Atlantic City Plan

Council President Marty Small meets with The Press of Atlantic City Editorial Board to discuss the Atlantic City plan for financial recovery. Friday October 28, 2016. (Viviana Pernot / Staff Photographer)

ATLANTIC CITY — Council President Marty Small made it official Thursday: He’s running for mayor.

“I’m in,” Small told The Press of Atlantic City.

Small, a Democrat, announced his candidacy after getting his petition to run Thursday afternoon. He will take on Councilman Frank Gilliam in the June Democratic primary, with the winner facing Republican Mayor Don Guardian.

Small said he will soon announce his slate of council running mates, supporters and platform. He said he’ll roll out his plan to address the city’s dire finances in February.

“My life experiences have prepared me for this moment,” Small said. “I think I’m a much different and better candidate than I was eight years ago.”

Small said he has the support of Councilmen Aaron “Sporty” Randolph, William “Speedy” Marsh and Kaleem Shabazz. Small also said he has backing from officials in Atlantic County and the state, but he said those endorsements will be announced later.

In a brief interview, Small touched on a range of issues, such as addressing the city’s crushing debt, reducing property taxes and improving recreation programs for youth and seniors.

“Atlantic City needs a lot of healing,” Small said.

Small didn’t attack Guardian, whom he worked closely with in their fight against a state takeover.

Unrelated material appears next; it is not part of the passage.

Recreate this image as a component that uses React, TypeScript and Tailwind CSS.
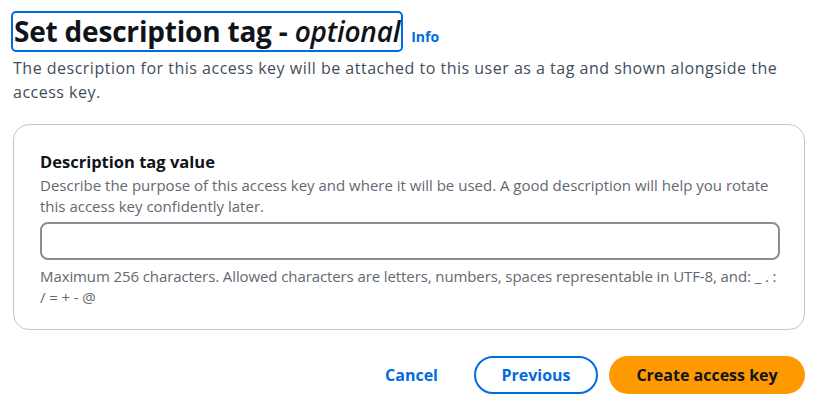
import React from "react";

export default function App() {
  return (
    <div className="w-[815px] h-[406px] bg-white overflow-hidden pl-[13px] pr-[10px] pt-[11px]" style={{ fontFamily: '"Open Sans", "Noto Sans", sans-serif' }}>
      <div className="flex items-end ml-[-2px]">
        <h2 className="border-2 border-[#006ce0] rounded-[5px] px-[1px] text-[28px] leading-[37px] font-bold text-[#0f141a] tracking-[-0.2px]">
          Set description tag - <span className="italic font-semibold">optional</span>
        </h2>
        <a className="ml-[8px] mb-[6px] text-[14px] leading-[18px] font-bold text-[#006ce0]">Info</a>
      </div>
      <p className="mt-[4px] text-[16px] leading-[24px] text-[#414d5c] tracking-[0.5px]">
        The description for this access key will be attached to this user as a tag and shown alongside the access key.
      </p>
      <div className="mt-[20px] w-[792px] h-[206px] border border-[#c6c6cd] rounded-[16px] px-[26px] pt-[25px]">
        <div className="text-[16.5px] leading-[24px] font-bold text-[#0f141a]">Description tag value</div>
        <div className="mt-[1px] text-[15px] leading-[21px] text-[#656871]">
          Describe the purpose of this access key and where it will be used. A good description will help you rotate this access key confidently later.
        </div>
        <input className="mt-[5px] block w-[740px] h-[38px] border-2 border-[#8c8c94] rounded-[8px] outline-none" />
        <div className="mt-[6px] text-[15px] leading-[21px] text-[#656871] tracking-[-0.1px]">
          Maximum 256 characters. Allowed characters are letters, numbers, spaces representable in UTF-8, and: _ . : / = + - @
        </div>
      </div>
      <div className="mt-[26px] flex justify-end items-center">
        <button className="mr-[36px] text-[16px] font-bold text-[#006ce0]">Cancel</button>
        <button className="w-[124px] h-[38px] rounded-full border-2 border-[#006ce0] text-[16px] font-bold text-[#006ce0]">Previous</button>
        <button className="ml-[11px] w-[196px] h-[38px] rounded-full bg-[#ff9900] text-[16px] font-bold text-[#0f141a]">Create access key</button>
      </div>
    </div>
  );
}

Small said he had nothing bad to say about the mayor and said the two worked well together.

“Guardian and Small were on the back of the jersey, but Atlantic City was on the front,” Small said. “I shortly will differentiate my plans versus his plans. And hey, he’s a Republican and I’m a Democrat. There’s an election coming up.”

In a statement, Guardian said: “Marty and I worked well as a team together last year when we fought against the state takeover. I wish him the best of luck this year.”

Asked about Gilliam, Small said his work in the community and consistency will speak for itself. He later said he was the only Democratic candidate “fighting to save the city,” something he said his campaign will make “crystal clear.”

Gilliam, who also said he was running for mayor, will meet with The Press next week for an interview about his candidacy.

“I wish Councilman Marty Small the best. However, he might consider himself working harder (to fight the state), but I think I work much smarter than he does,” Gilliam said. “The results of everything he’s done last year were pretty much wrong, and I consider myself to be on point with everything we were trying to prevent from happening last year.”

Gilliam later added, sarcastically: “If being Don Guardian’s water boy means he was fighting harder, then he deserves to be the next mayor.”

Small has served on City Council since 2004 and unsuccessfully ran for mayor in 2008, when he lost a primary to former Mayor Lorenzo Langford. Small was twice acquitted of voter fraud charges.

“Politics hasn’t been kind to me or my family,” Small said of the case. “But at the end of the day, I’m still here and stronger than ever for it.”

Small vowed to be “up front and honest” with voters.

“People like real people,” Small said. “I’m not a flip-flopper. I’m not going to say one thing in front of one group of voters in the 5th Ward and change my story because it’s more convenient in the 2nd Ward.”